The team decided to reallocate $30,000 of that display budget into a combination of sponsored content in three industry newsletters, a podcast sponsorship, and two premium publisher partnerships. The total impression count dropped by about 80% compared to the display campaigns they replaced.

But the results told a different story. Brand search volume increased by 22% in the three months following the shift. Direct traffic to the website grew by 18%. The newsletter sponsorships generated engagement rates of 2-3%, compared to the 0.08% click-through rate on their display ads. And most importantly, pipeline from inbound channels grew by 15%.

The overall impression count in their reports went down. The attention quality of those impressions went up dramatically. And the business results followed.

The team did not stop running display entirely. They kept $20,000 in display for retargeting, where the attention context is different because the audience already knows the brand. But they stopped treating low-quality impressions as equivalent to high-quality ones in their planning.

Rethinking the Dashboard

The biggest barrier to attention-quality optimization is cultural, not technical. Marketing teams are trained to report on volume metrics. Impressions, clicks, and traffic numbers go into monthly reports, board decks, and performance reviews. Showing a chart where impressions went down feels counterintuitive, even if every other metric improved.

This requires a deliberate effort to change what gets measured and reported. Add attention-quality metrics to your standard reporting. Show them alongside volume metrics, not instead of them. Over time, as the team sees the correlation between attention quality and business outcomes, the focus will shift naturally.

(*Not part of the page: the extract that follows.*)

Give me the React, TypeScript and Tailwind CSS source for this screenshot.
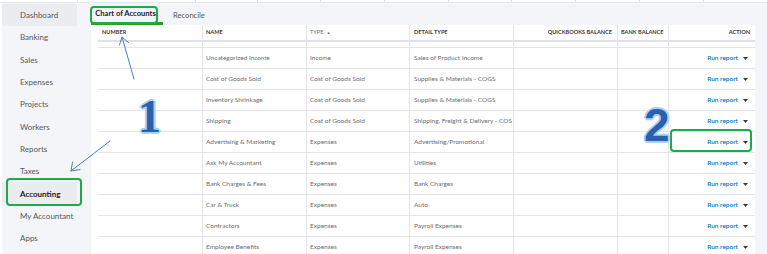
import React from "react";

const rows: [string, string, string][] = [
  ["Uncategorized Income", "Income", "Sales of Product Income"],
  ["Cost of Goods Sold", "Cost of Goods Sold", "Supplies & Materials - COGS"],
  ["Inventory Shrinkage", "Cost of Goods Sold", "Supplies & Materials - COGS"],
  ["Shipping", "Cost of Goods Sold", "Shipping, Freight & Delivery - COS"],
  ["Advertising & Marketing", "Expenses", "Advertising/Promotional"],
  ["Ask My Accountant", "Expenses", "Utilities"],
  ["Bank Charges & Fees", "Expenses", "Bank Charges"],
  ["Car & Truck", "Expenses", "Auto"],
  ["Contractors", "Expenses", "Payroll Expenses"],
  ["Employee Benefits", "Expenses", "Payroll Expenses"],
];

const nav = [
  "Dashboard",
  "Banking",
  "Sales",
  "Expenses",
  "Projects",
  "Workers",
  "Reports",
  "Taxes",
  "Accounting",
  "My Accountant",
  "Apps",
];

const cols = "grid grid-cols-[105px_104px_103px_104px_104px_51px_85px]";

function Caret() {
  return (
    <svg width="5" height="3" viewBox="0 0 5 3" className="ml-[5px]">
      <path d="M0 0 L5 0 L2.5 3 Z" fill="#393a3d" />
    </svg>
  );
}

export default function App() {
  return (
    <div className="relative w-[767px] h-[254px] overflow-hidden bg-[#f4f5f8] font-['Lato','Open_Sans',sans-serif]">
      {/* top cut-off strip */}
      <div className="flex h-[3px] bg-white border-b border-[#e6e7ea]">
        {[78, 118, 62, 63, 64, 64, 63, 64, 64, 64].map((w, i) => (
          <div key={i} className="h-full border-r border-[#dcdde0]" style={{ width: w }} />
        ))}
      </div>
      <div className="flex h-[251px] overflow-hidden">
        {/* left cut-off strip */}
        <div className="w-[2px] bg-white shrink-0" />
        {/* sidebar */}
        <div className="w-[89px] shrink-0 pt-[1px] flex flex-col">
          {nav.map((n) => (
            <div
              key={n}
              className={`h-[22.3px] shrink-0 w-[75px] flex items-center pl-[18px] text-[8px] ${
                n === "Dashboard" || n === "Accounting" ? "bg-[#ebecef]" : ""
              } ${n === "Accounting" ? "font-bold text-[#1f2024]" : "text-[#55575d]"}`}
            >
              {n}
            </div>
          ))}
        </div>
        {/* main */}
        <div className="flex-1 flex flex-col overflow-hidden">
          <div className="h-[22px] shrink-0 flex items-end pl-[-2px]">
            <div className="h-full ml-[-3px] flex items-center text-[7.6px] font-bold text-[#1f2024] border-b-[3px] border-[#2ca01c] w-[75px] justify-center pt-[3px]">
              Chart of Accounts
            </div>
            <div className="h-full flex items-center ml-[10px] pt-[3px] text-[7.6px] text-[#55575d]">
              Reconcile
            </div>
          </div>
          <div className="flex-1 flex overflow-hidden">
            <div className="w-[664px] shrink-0 bg-white pl-[7px]">
              {/* header */}
              <div className={`${cols} h-[15px] text-[5.6px] font-bold text-[#393a3d] whitespace-nowrap`}>
                <div className="flex items-center pl-[4px] border-r border-[#e3e5e8]">NUMBER</div>
                <div className="flex items-center pl-[3px] border-r border-[#e3e5e8]">NAME</div>
                <div className="flex items-center pl-[3px] border-r border-[#e3e5e8] font-normal text-[#6b6c72]">
                  TYPE <span className="ml-[3px] text-[4px]">▲</span>
                </div>
                <div className="flex items-center pl-[4px] border-r border-[#e3e5e8]">DETAIL TYPE</div>
                <div className="flex items-center justify-end pr-[5px] border-r border-[#e3e5e8]">QUICKBOOKS BALANCE</div>
                <div className="flex items-center pl-[3px] border-r border-[#e3e5e8]">BANK BALANCE</div>
                <div className="flex items-center justify-end pr-[4px]">ACTION</div>
              </div>
              <div className="h-[2px] bg-[#dfe1e4]" />
              <div className={`${cols} h-[6px] border-b border-[#e3e5e8]`}>
                {[0, 1, 2, 3, 4, 5].map((i) => (
                  <div key={i} className="border-r border-[#e3e5e8]" />
                ))}
                <div />
              </div>
              {rows.map(([name, type, detail]) => (
                <div key={name} className={`${cols} h-[21px] border-b border-[#e3e5e8] text-[6.5px] text-[#6b6c72] whitespace-nowrap`}>
                  <div className="border-r border-[#e3e5e8]" />
                  <div className="flex items-center pl-[3px] border-r border-[#e3e5e8]">{name}</div>
                  <div className="flex items-center pl-[3px] border-r border-[#e3e5e8]">{type}</div>
                  <div className="flex items-center pl-[4px] border-r border-[#e3e5e8]">{detail}</div>
                  <div className="border-r border-[#e3e5e8]" />
                  <div className="border-r border-[#e3e5e8]" />
                  <div className="flex items-center justify-end pr-[6px] text-[#0077c5] font-semibold">
                    Run report
                    <Caret />
                  </div>
                </div>
              ))}
            </div>
          </div>
        </div>
      </div>

      {/* annotations: green boxes */}
      <div className="absolute left-[90px] top-[6px] w-[68px] h-[18px] border-2 border-[#1faa48] rounded-[4px]" />
      <div className="absolute left-[6px] top-[178px] w-[76px] h-[28px] border-[2.5px] border-[#1faa48] rounded-[4px]" />
      <div className="absolute left-[670px] top-[129px] w-[82px] h-[23px] border-[2.5px] border-[#1faa48] rounded-[4px]" />

      {/* numbers */}
      <div className="absolute left-[138px] top-[94px] text-[46px] leading-none font-bold font-['Liberation_Serif',serif] text-[#2c5fae] [text-shadow:0_0_1px_#b9dcff,1px_1px_0_#a9d0f7,-1px_-1px_0_#a9d0f7,1px_-1px_0_#a9d0f7,-1px_1px_0_#a9d0f7,2px_0_0_#a9d0f7,-2px_0_0_#a9d0f7,0_2px_0_#a9d0f7,0_-2px_0_#a9d0f7]">
        1
      </div>
      <div className="absolute left-[644px] top-[102px] text-[46px] leading-none font-bold font-['Liberation_Sans',sans-serif] text-[#2c5fae] [text-shadow:0_0_1px_#b9dcff,1px_1px_0_#a9d0f7,-1px_-1px_0_#a9d0f7,1px_-1px_0_#a9d0f7,-1px_1px_0_#a9d0f7,2px_0_0_#a9d0f7,-2px_0_0_#a9d0f7,0_2px_0_#a9d0f7,0_-2px_0_#a9d0f7]">
        2
      </div>

      {/* arrows */}
      <svg className="absolute inset-0 pointer-events-none" width="767" height="254" viewBox="0 0 767 254">
        <g stroke="#4a7ccb" strokeWidth="1" fill="none" strokeLinecap="round">
          <line x1="134" y1="79" x2="122" y2="37" />
          <polyline points="119.5,45 122,37 128.5,42.5" />
          <line x1="110" y1="141" x2="71" y2="171" />
          <polyline points="72.5,162 71,171 80,169.5" />
        </g>
      </svg>
    </div>
  );
}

The companies that figure this out early will have a compounding advantage. They will build stronger brand recognition per dollar spent, create deeper customer relationships, and generate more sustainable growth. The ones that keep chasing volume will spend more and more to get less and less, wondering why their traffic numbers look great but their business results do not keep pace.

Attention is the scarcest resource in marketing. Treat it like one.